Work instructions => Wherever a line holds the string "styles", copy that line.
___ Available data ___
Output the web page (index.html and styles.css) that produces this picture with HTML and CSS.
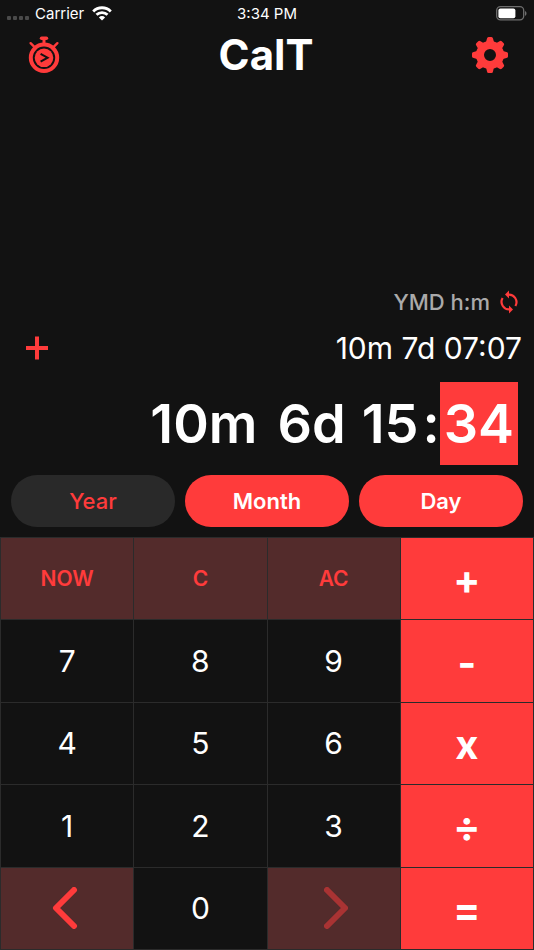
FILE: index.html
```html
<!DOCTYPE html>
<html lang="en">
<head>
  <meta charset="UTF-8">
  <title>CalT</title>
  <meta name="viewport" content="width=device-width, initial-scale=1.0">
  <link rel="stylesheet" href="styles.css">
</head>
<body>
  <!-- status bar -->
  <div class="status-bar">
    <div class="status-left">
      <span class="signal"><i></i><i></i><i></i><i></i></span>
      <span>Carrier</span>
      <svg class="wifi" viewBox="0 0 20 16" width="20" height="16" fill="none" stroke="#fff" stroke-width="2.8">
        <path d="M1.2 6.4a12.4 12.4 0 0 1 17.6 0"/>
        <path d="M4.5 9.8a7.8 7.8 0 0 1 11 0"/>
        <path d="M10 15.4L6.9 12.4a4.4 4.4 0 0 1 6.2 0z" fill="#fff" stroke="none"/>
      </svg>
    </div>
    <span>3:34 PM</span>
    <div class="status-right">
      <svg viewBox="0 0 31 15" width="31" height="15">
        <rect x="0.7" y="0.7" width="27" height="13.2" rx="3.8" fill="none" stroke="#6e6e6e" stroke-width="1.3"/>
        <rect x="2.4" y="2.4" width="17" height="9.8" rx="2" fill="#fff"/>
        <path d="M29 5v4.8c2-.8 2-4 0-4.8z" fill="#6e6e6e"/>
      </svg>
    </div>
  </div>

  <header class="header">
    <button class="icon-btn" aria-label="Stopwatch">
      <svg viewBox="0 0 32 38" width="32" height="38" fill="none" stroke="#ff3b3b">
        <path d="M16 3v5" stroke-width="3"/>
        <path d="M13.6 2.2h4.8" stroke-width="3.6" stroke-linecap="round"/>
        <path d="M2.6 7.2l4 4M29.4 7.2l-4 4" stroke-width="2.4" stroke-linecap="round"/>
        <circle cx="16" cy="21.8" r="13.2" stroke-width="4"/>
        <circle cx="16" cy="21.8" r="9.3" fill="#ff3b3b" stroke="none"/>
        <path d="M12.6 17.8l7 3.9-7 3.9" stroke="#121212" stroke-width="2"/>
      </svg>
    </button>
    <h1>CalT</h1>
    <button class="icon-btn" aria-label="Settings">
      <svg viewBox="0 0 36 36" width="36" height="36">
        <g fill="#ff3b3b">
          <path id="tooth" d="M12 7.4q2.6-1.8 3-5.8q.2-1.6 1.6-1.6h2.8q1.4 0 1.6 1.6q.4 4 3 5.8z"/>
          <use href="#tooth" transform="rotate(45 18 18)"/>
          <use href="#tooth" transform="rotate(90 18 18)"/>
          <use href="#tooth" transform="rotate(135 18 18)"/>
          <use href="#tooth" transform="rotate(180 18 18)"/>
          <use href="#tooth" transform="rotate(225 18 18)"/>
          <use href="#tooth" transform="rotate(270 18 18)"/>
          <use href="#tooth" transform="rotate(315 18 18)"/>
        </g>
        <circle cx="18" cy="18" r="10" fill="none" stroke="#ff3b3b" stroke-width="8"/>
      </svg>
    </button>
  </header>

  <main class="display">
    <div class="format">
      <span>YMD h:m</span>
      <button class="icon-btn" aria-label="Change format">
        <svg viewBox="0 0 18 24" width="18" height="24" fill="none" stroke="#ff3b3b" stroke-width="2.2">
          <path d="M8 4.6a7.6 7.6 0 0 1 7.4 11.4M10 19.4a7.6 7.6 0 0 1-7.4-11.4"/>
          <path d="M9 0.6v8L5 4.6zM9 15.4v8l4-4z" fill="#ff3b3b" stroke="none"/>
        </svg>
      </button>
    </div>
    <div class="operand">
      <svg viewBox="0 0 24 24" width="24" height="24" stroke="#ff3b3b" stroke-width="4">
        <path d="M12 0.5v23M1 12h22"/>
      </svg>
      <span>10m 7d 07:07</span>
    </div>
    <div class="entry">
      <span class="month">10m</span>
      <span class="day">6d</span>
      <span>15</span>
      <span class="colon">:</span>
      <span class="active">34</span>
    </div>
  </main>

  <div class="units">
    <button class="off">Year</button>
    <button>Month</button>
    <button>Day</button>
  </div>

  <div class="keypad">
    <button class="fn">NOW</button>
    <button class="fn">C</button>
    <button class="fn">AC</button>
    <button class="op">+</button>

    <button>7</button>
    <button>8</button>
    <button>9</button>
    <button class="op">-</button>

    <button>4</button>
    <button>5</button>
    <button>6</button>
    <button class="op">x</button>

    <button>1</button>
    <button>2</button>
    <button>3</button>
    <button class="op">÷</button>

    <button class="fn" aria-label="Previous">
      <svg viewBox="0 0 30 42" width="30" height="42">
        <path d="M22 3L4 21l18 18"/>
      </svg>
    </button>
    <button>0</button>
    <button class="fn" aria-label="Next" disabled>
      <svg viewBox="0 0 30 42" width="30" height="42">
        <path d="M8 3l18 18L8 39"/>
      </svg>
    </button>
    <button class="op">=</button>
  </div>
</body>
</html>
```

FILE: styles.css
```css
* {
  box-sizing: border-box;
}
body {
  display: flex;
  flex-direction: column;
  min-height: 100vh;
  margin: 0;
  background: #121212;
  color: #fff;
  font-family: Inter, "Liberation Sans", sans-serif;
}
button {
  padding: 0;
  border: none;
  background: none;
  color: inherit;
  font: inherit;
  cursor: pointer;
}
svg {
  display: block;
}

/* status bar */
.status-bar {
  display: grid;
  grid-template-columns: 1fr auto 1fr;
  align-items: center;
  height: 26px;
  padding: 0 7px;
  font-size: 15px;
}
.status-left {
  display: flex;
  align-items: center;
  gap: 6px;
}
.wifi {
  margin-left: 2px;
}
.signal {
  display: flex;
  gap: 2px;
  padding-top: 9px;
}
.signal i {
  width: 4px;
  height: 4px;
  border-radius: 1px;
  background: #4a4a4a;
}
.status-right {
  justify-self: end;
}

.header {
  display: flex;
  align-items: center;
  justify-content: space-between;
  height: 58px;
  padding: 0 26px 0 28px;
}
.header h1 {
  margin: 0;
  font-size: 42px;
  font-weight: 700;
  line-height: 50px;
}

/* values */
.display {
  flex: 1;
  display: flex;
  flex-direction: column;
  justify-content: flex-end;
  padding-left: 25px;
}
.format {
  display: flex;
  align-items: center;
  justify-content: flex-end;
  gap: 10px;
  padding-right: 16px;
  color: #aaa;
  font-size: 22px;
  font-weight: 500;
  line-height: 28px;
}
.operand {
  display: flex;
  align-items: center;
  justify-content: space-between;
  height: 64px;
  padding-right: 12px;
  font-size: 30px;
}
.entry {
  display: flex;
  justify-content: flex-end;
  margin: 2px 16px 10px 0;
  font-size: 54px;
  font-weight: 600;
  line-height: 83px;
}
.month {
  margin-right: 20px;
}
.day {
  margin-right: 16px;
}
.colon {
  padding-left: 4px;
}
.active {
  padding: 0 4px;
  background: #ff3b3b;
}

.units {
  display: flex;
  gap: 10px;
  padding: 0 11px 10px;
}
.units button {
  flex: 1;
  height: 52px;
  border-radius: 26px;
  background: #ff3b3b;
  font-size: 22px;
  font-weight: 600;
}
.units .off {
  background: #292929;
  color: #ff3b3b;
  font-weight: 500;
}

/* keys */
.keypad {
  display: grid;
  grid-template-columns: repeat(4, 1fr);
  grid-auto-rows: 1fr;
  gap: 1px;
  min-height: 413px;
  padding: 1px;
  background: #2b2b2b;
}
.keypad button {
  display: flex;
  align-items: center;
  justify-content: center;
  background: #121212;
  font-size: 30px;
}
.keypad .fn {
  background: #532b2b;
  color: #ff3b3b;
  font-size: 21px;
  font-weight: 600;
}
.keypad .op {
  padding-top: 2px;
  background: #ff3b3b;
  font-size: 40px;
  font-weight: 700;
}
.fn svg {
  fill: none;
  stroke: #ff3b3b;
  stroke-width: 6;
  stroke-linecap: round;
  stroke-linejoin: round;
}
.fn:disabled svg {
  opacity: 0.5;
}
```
___
Output of the exercise =>
Output the web page (index.html and styles.css) that produces this picture with HTML and CSS.
  <link rel="stylesheet" href="styles.css">
FILE: styles.css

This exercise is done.